Babalarımız bin bir türlü sıkıntı çektikten sonra bizi rahata kavuşturmak suretiyle bu ülkeyi bize emanet ettiler. Biz babalarımıza, babalarımız babalarına göre daha rahat bir ekonomik duruma sahibiz ve konforlu hayat yaşıyoruz. Çoğumuzun atı-arabası, evi-barkı var. Çünkü kazandık, mal-mülk edindik. Bugünlere geldik.
Malumunuz bir ekonomik darboğazın eşiğindeyiz. Bu kriz şu ya da bu şekilde hepimizi vuracak. Çünkü bu kriz ne 94, ne 2001, ne de 2008 krizine benziyor. Gerçi adına kriz diyorum ama düpedüz bir savaş bu. Savaşın iki sonucu vardır: Ya kazanır, ya da kaybederiz. Kaybetmeyi aklıma bile getirmek istemiyorum. Sanırım siz de öylesiniz. Peki savaşa hazır mıyız? Çünkü belli bir süre eskisi gibi kazanamayacağız, eskisi gibi alamayacağız, eskisi gibi satamayacağız, eskisi gibi gezip dolaşamayacağız, eskisi gibi alışveriş yapamayacağız. Çünkü her şey ateş pahası olacak, alım gücümüz azalacak.
Biliyorum babalarımıza göre imtihanımız zor olacak. Özellikle çocuklarımız için. Çünkü biz babalarımıza göre çocuklarımıza daha konforlu bir hayat sunduk. Yedikleri önlerinde, yemedikleri arkalarında. Bizim mumla aradığımız yiyeceğe onlar burun kıvırıyor. Her istedikleri alındı bugüne kadar. Teknolojinin her türlüsü ile boğduk onları. Okullara servisle gönderdik. Üzerlerine vücutlarına göre aldığımız elbiseler eskimeden bir daha aldık, bir daha. Hasılı vardan anlarlar da yoktan asla.
Zor olsa da bu boğaz harbinden yediden yetmişe galip çıkmak zorundayız. Bunun için kemerleri sıkma zamanı, yani rahatımızdan ödün verme zamanı, lüks hayata veda zamanı. Herkes ödün verecek: Zengin kardan, fakir yiyip içtiğinden zaruri ihtiyaçların dışında her şeyden özellikle ülkemize ithal yoluyla giren ürün farz veya vacip değilse uzak duracağız. Cari açığı fırlatacak her türlü alışverişten kaçınacağız. Çünkü ayağımızı yorganımıza göre uzatmak zorundayız.
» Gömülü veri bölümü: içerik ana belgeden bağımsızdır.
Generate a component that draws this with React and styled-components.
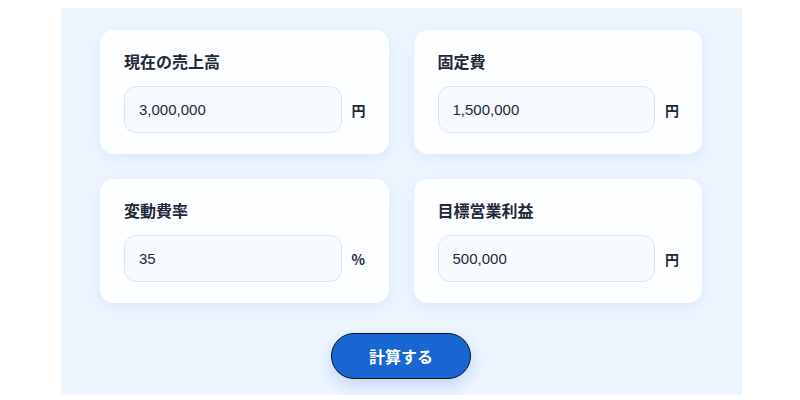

Konforumuzdan ve ihtiyaç diye adet edindiklerimizden ödün vermeden bu savaş kazanılamaz.
Arabalara daha az bineceğiz, toplu ulaşımı tercih edeceğiz, çocuklarımızı okullara servisle göndermeyeceğiz. Örnekleri çoğaltabiliriz. Kim neden kısabiliyorsa onu yapacak.
İş adamı ve esnafımız ayakta kalmak için elbette zam yapacak. Ama bu zam makul olacak. Fırsat bu fırsat deyip malına fahiş fiyat koymayacak. Dün yüzde yüz kazanıyorsa bugün bu oranı düşürecek. Bedava versin, maliyetine versin istemiyoruz. Kardan ödün verecek.
Milletçe ayakta kalmak ve namerde muhtaç olmamak için herkes neden kısarsam dünyanın sonu olmaz hesabı yapacak. Çünkü gün, hesap-kitap dönemidir. İhtiyacımız kadar alacağız, borçlanmayacağız. İnanın hesap-kitap yaptığımız zaman bugün ihtiyaç diye gördüğümüz çoğu şeyin çok da zaruri olmadığını anlayacağız.
Biz bunu yapabilir ve başarabiliriz. Yeter ki istek ve ihtiyaçlarımızı sınırlandıralım, israftan kaçınalım. Sadece kendimiz için değil, başkaları için de yaşayalım. Allah bu milletin yardımcısı olsun! Zira bu ümmetin bu millete ihtiyacı var.